-- Raw data --
★ ★ ★ ★ ★

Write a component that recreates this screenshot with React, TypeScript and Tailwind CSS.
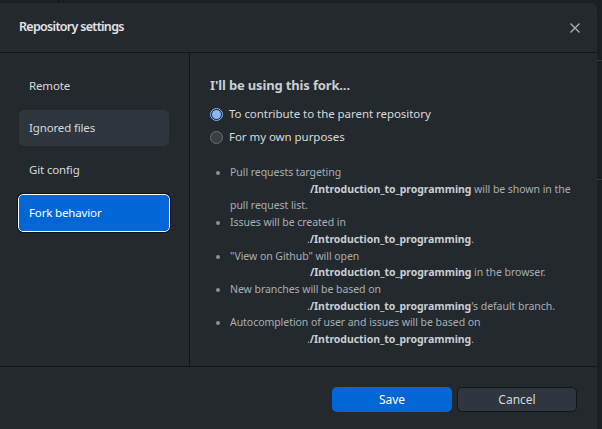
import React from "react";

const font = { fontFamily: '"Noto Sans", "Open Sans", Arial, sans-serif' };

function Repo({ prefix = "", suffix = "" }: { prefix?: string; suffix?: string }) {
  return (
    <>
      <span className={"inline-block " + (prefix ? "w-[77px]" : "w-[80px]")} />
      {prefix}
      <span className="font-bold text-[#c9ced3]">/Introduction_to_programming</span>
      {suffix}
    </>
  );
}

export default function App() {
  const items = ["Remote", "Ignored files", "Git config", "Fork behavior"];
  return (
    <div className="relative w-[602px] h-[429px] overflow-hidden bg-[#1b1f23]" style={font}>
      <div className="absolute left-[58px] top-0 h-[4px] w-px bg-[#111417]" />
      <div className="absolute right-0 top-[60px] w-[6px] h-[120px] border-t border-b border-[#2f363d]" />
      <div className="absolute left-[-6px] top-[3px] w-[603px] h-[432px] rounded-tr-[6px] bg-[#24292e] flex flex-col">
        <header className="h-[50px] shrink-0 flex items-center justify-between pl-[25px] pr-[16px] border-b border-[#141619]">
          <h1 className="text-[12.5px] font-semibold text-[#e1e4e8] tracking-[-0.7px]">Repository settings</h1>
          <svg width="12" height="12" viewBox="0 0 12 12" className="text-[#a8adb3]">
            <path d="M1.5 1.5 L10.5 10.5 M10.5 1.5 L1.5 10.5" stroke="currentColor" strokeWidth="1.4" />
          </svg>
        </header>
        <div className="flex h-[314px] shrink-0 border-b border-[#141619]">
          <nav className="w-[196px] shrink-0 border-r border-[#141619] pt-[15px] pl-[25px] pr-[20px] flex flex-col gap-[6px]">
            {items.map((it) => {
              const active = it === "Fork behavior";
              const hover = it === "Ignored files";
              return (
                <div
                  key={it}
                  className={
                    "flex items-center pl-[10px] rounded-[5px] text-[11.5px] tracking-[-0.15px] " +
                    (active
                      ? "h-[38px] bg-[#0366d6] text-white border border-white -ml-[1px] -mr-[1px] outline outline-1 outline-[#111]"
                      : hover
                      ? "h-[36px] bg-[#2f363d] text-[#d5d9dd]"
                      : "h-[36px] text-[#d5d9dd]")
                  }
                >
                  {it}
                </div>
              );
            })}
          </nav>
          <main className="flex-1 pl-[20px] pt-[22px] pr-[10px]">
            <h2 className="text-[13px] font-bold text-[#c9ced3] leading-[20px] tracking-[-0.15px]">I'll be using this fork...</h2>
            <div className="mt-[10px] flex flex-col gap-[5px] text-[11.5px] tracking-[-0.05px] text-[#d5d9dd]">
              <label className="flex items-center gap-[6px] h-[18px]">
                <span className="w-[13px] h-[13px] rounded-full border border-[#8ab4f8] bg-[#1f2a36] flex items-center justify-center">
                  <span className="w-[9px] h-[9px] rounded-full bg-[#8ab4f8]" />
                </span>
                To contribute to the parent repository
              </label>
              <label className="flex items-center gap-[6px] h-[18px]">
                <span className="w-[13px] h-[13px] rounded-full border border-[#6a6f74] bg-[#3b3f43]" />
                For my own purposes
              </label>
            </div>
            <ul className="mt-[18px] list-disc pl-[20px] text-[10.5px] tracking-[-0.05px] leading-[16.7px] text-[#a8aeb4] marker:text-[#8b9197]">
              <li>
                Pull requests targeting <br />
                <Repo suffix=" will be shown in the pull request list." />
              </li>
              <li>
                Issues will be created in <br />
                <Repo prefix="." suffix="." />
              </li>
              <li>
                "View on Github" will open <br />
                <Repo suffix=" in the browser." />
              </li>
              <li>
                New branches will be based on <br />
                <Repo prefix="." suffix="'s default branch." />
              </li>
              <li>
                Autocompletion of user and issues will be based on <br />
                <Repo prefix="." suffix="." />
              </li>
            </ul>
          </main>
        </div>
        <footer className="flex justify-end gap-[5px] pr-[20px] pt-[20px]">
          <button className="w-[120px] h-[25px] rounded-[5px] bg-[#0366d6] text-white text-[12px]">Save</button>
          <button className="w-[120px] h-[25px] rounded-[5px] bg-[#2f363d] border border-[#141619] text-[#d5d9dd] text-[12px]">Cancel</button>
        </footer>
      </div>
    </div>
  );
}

★ ★ ★ ★ ★

Which lines in the listing above hold the word "React"? Show each of them.

Write a component that recreates this screenshot with React, TypeScript and Tailwind CSS.
import React from "react";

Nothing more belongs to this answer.